A teacher has multiple deadlines each day: every time a class is supposed to begin. Those deadlines involve having copies ready, resources prepared, labs set up, digital resources accessible for students, a lesson plan worked out with formative assessments built in, project supplies on hand, or summative assessments printed out. Oh, and of course, we need to be there smiling and ready to greet the students when they walk through the door. Other deadlines include meetings (agendas prepared ahead of time) and student clubs (agendas or resources prepared). Often teachers are scrambling to have everything ready for each class in a timely manner. Frequently there are exclamation such as “The printer isn’t working and I need 10 copies now!” or “Oh no, I forgot I was going to give a quiz this morning first block and I need to get that ready” or “I can’t get the supplies gathered in time!”
Personally, it is my goal to eliminate the last minute panic. Not to say it never penetrates my day, however, there are some built in practices that minimize my experiencing this kind of daily stress.
- Awareness and Planning: Each afternoon it’s worth my time, no matter how late, to spend a few minutes looking ahead at the next two days. Sometimes 15 minutes, sometimes an hour. When other obligations summon me, then this practice takes place later in the evening at home. Thus, when advanced preparation for a lesson is required it can be built in to the following days.
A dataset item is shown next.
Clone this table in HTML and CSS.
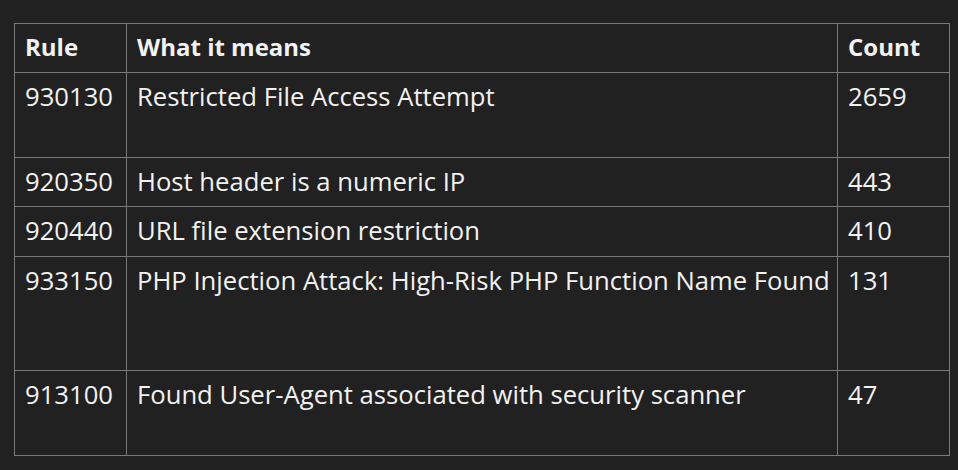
FILE: index.html
```html
<!DOCTYPE html>
<html lang="en">
<head>
<meta charset="utf-8">
<title>Rules</title>
<link rel="stylesheet" href="styles.css">
</head>
<body>
<table class="rules">
  <colgroup>
    <col class="c-rule">
    <col class="c-desc">
    <col class="c-count">
  </colgroup>
  <thead>
    <tr class="h49">
      <th>Rule</th>
      <th>What it means</th>
      <th>Count</th>
    </tr>
  </thead>
  <tbody>
    <tr class="h85">
      <td>930130</td>
      <td>Restricted File Access Attempt</td>
      <td>2659</td>
    </tr>
    <tr class="h49">
      <td>920350</td>
      <td>Host header is a numeric IP</td>
      <td>443</td>
    </tr>
    <tr class="h50">
      <td>920440</td>
      <td>URL file extension restriction</td>
      <td>410</td>
    </tr>
    <tr class="h114">
      <td>933150</td>
      <td>PHP Injection Attack: High-Risk PHP Function Name Found</td>
      <td>131</td>
    </tr>
    <tr class="h85">
      <td>913100</td>
      <td>Found User-Agent associated with security scanner</td>
      <td>47</td>
    </tr>
  </tbody>
</table>
</body>
</html>
```
FILE: styles.css
```css
html, body {
  background: #212121;
}
body {
  margin: 0;
  padding: 23px 0 0 14px;
  font-family: "Open Sans", Lato, sans-serif;
  color: #f2f2f2;
}
.rules {
  border-collapse: collapse;
  table-layout: fixed;
  width: 935px;
  font-size: 25.65px;
}
.c-rule { width: 112px; }
.c-desc { width: 711px; }
.c-count { width: 112px; }
.rules th,
.rules td {
  border: 1px solid #7a7a7a;
  padding: 8px 10px 0 10px;
  text-align: left;
  vertical-align: top;
  white-space: nowrap;
  line-height: 30px;
}
.rules td {
  padding-top: 9px;
}
.rules th {
  font-size: 24px;
  font-weight: 700;
}
.h49 { height: 49px; }
.h50 { height: 50px; }
.h85 { height: 85px; }
.h114 { height: 114px; }
```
- Reviewing and Recording Formative Assessment: Of course reviewing formative assessment provides a clear picture of where my next lesson(s) will begin and how it will proceed.
- Reflecting on the day’s lessons and updating my web site: This enables me to fully process the progress each class made on a given day and provides additional clarity of where I will begin and proceed with the next lesson. The web site also keeps students fully abreast of the on goings of the class, providing more student awareness and mental organization on their part for subsequent lessons.
- Staying late or arriving early to prep for a lesson: This is especially crucial for a science teacher due to experimental set-up and hands-on activities that simply require advanced preparation to run smoothly. It does mean facing empty hallways at the school when all your colleagues have cleared the building. For example, my 8th grade class recently completed an involved chemistry lab. To ensure smooth running of the lab, solutions were prepared the night before and all the individual lab stations were prepared at 7:30 am, an hour before students arrived in my classroom. Yes, it requires carefully reading the lab and making sure each lab team has the proper number of test tubes, stirrers, spatulas, beakers, and other supplies. It takes time. It takes patience.
- Taking some time evening and weekends: It’s not necessary to spend hours and hours during “off “ times (this mistake I’ve made before but no longer!), however some time to do additional research on topics, revise a project, rethink an activity, streamline a lesson, or add additional formative assessment reap huge organizational and stress relieving rewards as lessons will run smoother.
This is not to say I have mastered these techniques. There are times when it just can’t be faced and then I’m left with the last minute preparation and associated stress. However, overall, generally speaking, these practices are incorporated into my routine. The results definitely include a smoothly running classroom, no classroom management issues, higher student engagement (as there is no downtime while I’m trying to figure things out whether it’s a technical issue or finding supplies for a lab), more student awareness (I know what’s going on so it’s easier to communicate it to them), peace of mind, and a relaxed atmosphere in the classroom even during intense and demanding activities.